Rob Crow's He Thinks He's People came out earlier this year. I fell in love with it immediately, thinking it a near perfect album until my friend Maggie put me wise to Pinback. Pinback is Crow's group and people like Maggie tend to look at Crow's latest solo work as another roadblock to the group's next album.

I didn't travel with all that baggage so the album to me was just this wonderful delight that I could listen to from start to finish, or put on shuffle, and never want to skip a track.

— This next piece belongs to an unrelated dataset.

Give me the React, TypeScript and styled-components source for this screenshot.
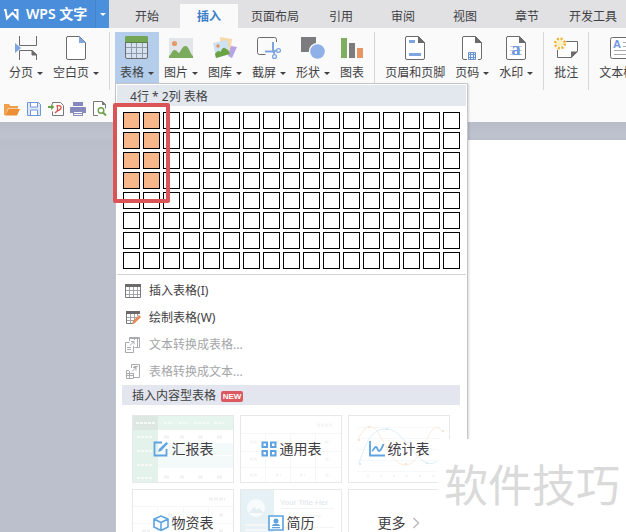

Sure, I had my favorites. "I'd Like To Be There" should be covered yearly and "Tranked" is just beautiful and dark and even creepy "Wave to me . . . on my way down."

He Thinks He's People reminds me of a time when music mattered so much more than "beats" and which rapper you could get to do a guest spot or who was choreographing your video or who you were wearing and the name of your personal stylist. Back in those days, you either made it on the music or you didn't. He Thinks He's People is such a good album it would have held its own in 1976, in 1986 and even in 1996.

But, as Maggie and many others via e-mail have explained, the album's also considered a bit of put on by a number of people. It's Rob doing a stylistic turn. That's fine. As Doris Day has long demonstrated, it's what's beneath the brave smile that often generates the most emotions and leaves the lasting impression.